Les kilomètres peuvent à présent se compter sur la main, les sourires réapparaissent. Nous nous approchons de l’ancien vélodrome de Roubaix qui dessine l’arrivée du parcours. Nous roulons lentement, pour savourer, ou parce que nous sommes à bout de force.
Le vélodrome est vide, tout le monde est à côté, prêt des tireuses, des frites et du jet d’eau, on les comprend. Alors nous faisons d’abord un crochet par là, reçu.e.s avec des applaudissements qui nous touchent. Un moment assez intense, parce que vraiment, c’était dur. Je suis super fier de notre joyeuse troupe, de notre pilote Caro. Nous retrouvons Thomas qui nous avait quitté un peu plus tôt dans la journée. Il a eu la belle idée de chercher une bouteille de champagne, je cherche des frites pour accompagner ces bulles, puis nous nous élançons bien équipé.e.s dans les courbes du vélodrome. Je capture ce moment mémorable, Caro, son Manivelle et toute cette boue, dans un vélodrome bercé par le soleil du soir. C’est l’heure de la fête, et la soirée sera belle.

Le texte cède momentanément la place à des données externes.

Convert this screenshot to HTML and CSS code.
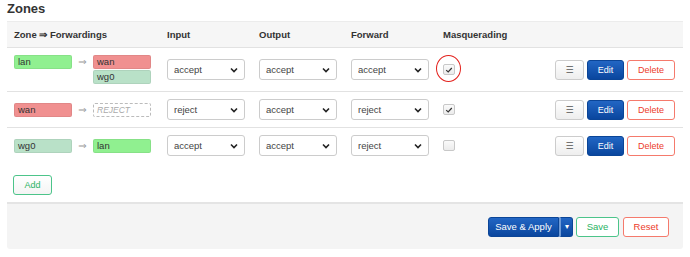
FILE: index.html
```html
<!DOCTYPE html>
<html lang="en">

<head>
    <meta charset="UTF-8">
    <meta name="viewport" content="width=device-width, initial-scale=1.0">
    <title>Firewall - Zones</title>
    <link rel="stylesheet" href="styles.css">
</head>

<body>
    <div class="page">
        <h3 class="section-title">Zones</h3>
        <table class="zone-table">
            <colgroup>
                <col class="col-zone">
                <col class="col-policy">
                <col class="col-policy">
                <col class="col-policy">
                <col class="col-masq">
                <col>
            </colgroup>
            <tr class="table-head">
                <th>Zone ⇒ Forwardings</th>
                <th>Input</th>
                <th>Output</th>
                <th>Forward</th>
                <th>Masquerading</th>
                <th></th>
            </tr>
            <tr>
                <td>
                    <div class="forwardings">
                        <span class="zone-badge zone-lan">lan</span>
                        <span class="fwd-arrow">⇒</span>
                        <div class="zone-stack">
                            <span class="zone-badge zone-wan">wan</span>
                            <span class="zone-badge zone-wg0">wg0</span>
                        </div>
                    </div>
                </td>
                <td><select class="policy"><option>accept</option></select></td>
                <td><select class="policy"><option>accept</option></select></td>
                <td><select class="policy"><option>accept</option></select></td>
                <td>
                    <span class="check-wrap">
                        <span class="checkbox checked"><svg viewBox="0 0 10 10" width="8" height="8"><path d="M1.5 5.2 L4 7.5 L8.5 2.5" fill="none" stroke="#333" stroke-width="1.5"/></svg></span>
                        <span class="highlight-ring"></span>
                    </span>
                </td>
                <td class="actions">
                    <button class="btn btn-neutral">☰</button><button class="btn btn-edit">Edit</button><button class="btn btn-delete">Delete</button>
                </td>
            </tr>
            <tr>
                <td>
                    <div class="forwardings">
                        <span class="zone-badge zone-wan">wan</span>
                        <span class="fwd-arrow">⇒</span>
                        <div class="zone-stack">
                            <span class="zone-badge zone-reject">REJECT</span>
                        </div>
                    </div>
                </td>
                <td><select class="policy"><option>reject</option></select></td>
                <td><select class="policy"><option>accept</option></select></td>
                <td><select class="policy"><option>reject</option></select></td>
                <td>
                    <span class="check-wrap">
                        <span class="checkbox checked"><svg viewBox="0 0 10 10" width="8" height="8"><path d="M1.5 5.2 L4 7.5 L8.5 2.5" fill="none" stroke="#333" stroke-width="1.5"/></svg></span>
                    </span>
                </td>
                <td class="actions">
                    <button class="btn btn-neutral">☰</button><button class="btn btn-edit">Edit</button><button class="btn btn-delete">Delete</button>
                </td>
            </tr>
            <tr>
                <td>
                    <div class="forwardings">
                        <span class="zone-badge zone-wg0">wg0</span>
                        <span class="fwd-arrow">⇒</span>
                        <div class="zone-stack">
                            <span class="zone-badge zone-lan">lan</span>
                        </div>
                    </div>
                </td>
                <td><select class="policy"><option>accept</option></select></td>
                <td><select class="policy"><option>accept</option></select></td>
                <td><select class="policy"><option>reject</option></select></td>
                <td>
                    <span class="check-wrap">
                        <span class="checkbox"></span>
                    </span>
                </td>
                <td class="actions">
                    <button class="btn btn-neutral">☰</button><button class="btn btn-edit">Edit</button><button class="btn btn-delete">Delete</button>
                </td>
            </tr>
        </table>

        <div class="add-row">
            <button class="btn btn-add">Add</button>
        </div>

        <div class="page-actions">
            <div class="split-btn">
                <button class="btn btn-apply">Save &amp; Apply</button><button class="btn btn-apply-drop">▾</button>
            </div>
            <button class="btn btn-save">Save</button>
            <button class="btn btn-reset">Reset</button>
        </div>
    </div>
</body>

</html>
```

FILE: styles.css
```css
body {
    margin: 0;
    padding: 0;
    font-family: 'Liberation Sans', Arial, sans-serif;
    font-size: 9.5px;
    color: #404040;
    background-color: #fff;
}

.page {
    padding: 0 7px;
}

.section-title {
    margin: 0;
    height: 21px;
    line-height: 17px;
    font-size: 13px;
    font-weight: bold;
    color: #333;
}

/* Zone table */
.zone-table {
    width: 676px;
    border-collapse: collapse;
    table-layout: fixed;
}

.col-zone {
    width: 153px;
}

.col-policy {
    width: 92px;
}

.col-masq {
    width: 93px;
}

.zone-table tr {
    border-top: 1px solid #e2e2e2;
}

.table-head {
    background-color: #f6f6f6;
}

.table-head th {
    height: 25px;
    padding: 0 7px;
    text-align: left;
    font-weight: bold;
    color: #333;
    vertical-align: middle;
    border-top: 1px solid #ececec;
}

.zone-table td {
    padding: 7px;
    vertical-align: middle;
}

.forwardings {
    display: flex;
    align-items: flex-start;
}

.fwd-arrow {
    width: 21px;
    text-align: center;
    color: #999;
    font-family: 'DejaVu Sans', sans-serif;
    font-size: 10px;
    line-height: 13px;
}

.zone-stack {
    display: flex;
    flex-direction: column;
    gap: 1px;
}

.zone-badge {
    display: block;
    box-sizing: border-box;
    width: 58px;
    height: 14px;
    padding: 0 3px;
    line-height: 12px;
    border: 1px solid rgba(0, 0, 0, 0.06);
    border-radius: 2px;
    color: #333;
    font-size: 9.5px;
}

.zone-lan {
    background-color: #90f090;
}

.zone-wan {
    background-color: #f09090;
}

.zone-wg0 {
    background-color: #b9e1c8;
}

.zone-reject {
    border: 1px dashed #bbb;
    background-color: #fff;
    color: #aaa;
    font-style: italic;
    font-size: 8.5px;
}

/* Policy selects */
.policy {
    -webkit-appearance: none;
    appearance: none;
    box-sizing: border-box;
    width: 78px;
    height: 21px;
    padding: 0 6px;
    border: 1px solid #ccc;
    border-radius: 3px;
    background-color: #fff;
    background-image: url("data:image/svg+xml;utf8,<svg xmlns='http://www.w3.org/2000/svg' width='8' height='6' viewBox='0 0 8 6'><path d='M1 1.5 L4 4.5 L7 1.5' fill='none' stroke='%23222' stroke-width='1.6'/></svg>");
    background-repeat: no-repeat;
    background-position: right 6px center;
    font-family: inherit;
    font-size: 9.5px;
    color: #444;
    vertical-align: middle;
}

/* Masquerading checkbox */
.check-wrap {
    position: relative;
    display: inline-block;
    vertical-align: middle;
}

.checkbox {
    display: flex;
    align-items: center;
    justify-content: center;
    box-sizing: border-box;
    width: 12px;
    height: 11px;
    border: 1px solid #c8c8c8;
    border-radius: 2px;
    background: linear-gradient(#fafafa, #ececec);
}

.highlight-ring {
    position: absolute;
    left: -7px;
    top: -9px;
    width: 23px;
    height: 25px;
    border: 1.5px solid #e3211c;
    border-radius: 50%;
}

/* Buttons */
.btn {
    box-sizing: border-box;
    height: 20px;
    padding: 0 8px;
    border: 1px solid #ccc;
    border-radius: 3px;
    background: #fff;
    font-family: inherit;
    font-size: 9px;
    line-height: 18px;
    cursor: pointer;
    vertical-align: middle;
}

.actions {
    text-align: right;
    padding-right: 8px !important;
    white-space: nowrap;
}

.actions .btn + .btn {
    margin-left: 3px;
}

.btn-neutral {
    width: 29px;
    padding: 0;
    background: linear-gradient(#fff, #eee);
    color: #555;
    font-family: 'DejaVu Sans', sans-serif;
    font-size: 9px;
}

.btn-edit {
    width: 37px;
    padding: 0;
    border-color: #0b4597;
    background: linear-gradient(#2266c4, #0a469e);
    color: #fff;
}

.btn-delete {
    width: 48px;
    padding: 0;
    border-color: #f57a6c;
    color: #ec3b2a;
}

.add-row {
    padding: 12px 6px 0;
}

.btn-add {
    width: 39px;
    padding: 0;
    border-color: #4cc48a;
    color: #2bb364;
    background: linear-gradient(#fff, #f4f4f4);
}

/* Footer actions */
.page-actions {
    display: flex;
    justify-content: flex-end;
    align-items: center;
    margin-top: 7px;
    width: 676px;
    box-sizing: border-box;
    height: 47px;
    padding: 1px 14px 0 0;
    border-top: 2px solid #e4e4e4;
    border-radius: 0 0 3px 3px;
    background-color: #f4f4f4;
}

.split-btn {
    display: flex;
    margin-right: 3px;
}

.btn-save {
    margin-right: 4px;
}

.btn-apply {
    width: 71px;
    padding: 0;
    border-color: #0b4597;
    border-radius: 3px 0 0 3px;
    background: linear-gradient(#2266c4, #0a469e);
    color: #fff;
    font-size: 9.5px;
}

.btn-apply-drop {
    width: 14px;
    padding: 0;
    border-color: #0b4597;
    border-left: 2px solid #6e9ad6;
    border-radius: 0 3px 3px 0;
    background: linear-gradient(#2266c4, #0a469e);
    color: #fff;
    font-size: 8px;
}

.btn-save {
    width: 43px;
    padding: 0;
    border-color: #4cc48a;
    color: #2bb364;
    font-size: 9.5px;
}

.btn-reset {
    width: 46px;
    padding: 0;
    border-color: #f57a6c;
    color: #ec3b2a;
    font-size: 9.5px;
}
```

Les deux jours suivant seront l’occasion de partager notre travail avec le public, de reprendre le temps d’échanger entre artisan.e.s, de découvrir de nouvelles têtes, d’en revoir avec un grand plaisir (coucou Louise), de papoter au micro de Céline (Vera – Podcast dynamo à retrouver ici). Le week-end se termine par la remise des prix, nous finirons avec le pavé du « Plus beau passage de câble ». Ce prix a de l’humour. Le jury nous indique que c’est aussi un prix compensatoire, parce que « vous êtes second dans presque chaque catégorie ». Celle du choix des cadreurs notamment, une reconnaissance qui me touche beaucoup.
Je repars de Roubaix le visage fatigué mais heureux. Des inspirations de toute part, une ambiance superbe, une organisation magnifiquement gérée, de chouettes compliments sur notre travail. L’année prochaine, le CDM revient sur le Paris-Brest-Paris. Avis aux amateurs.trices!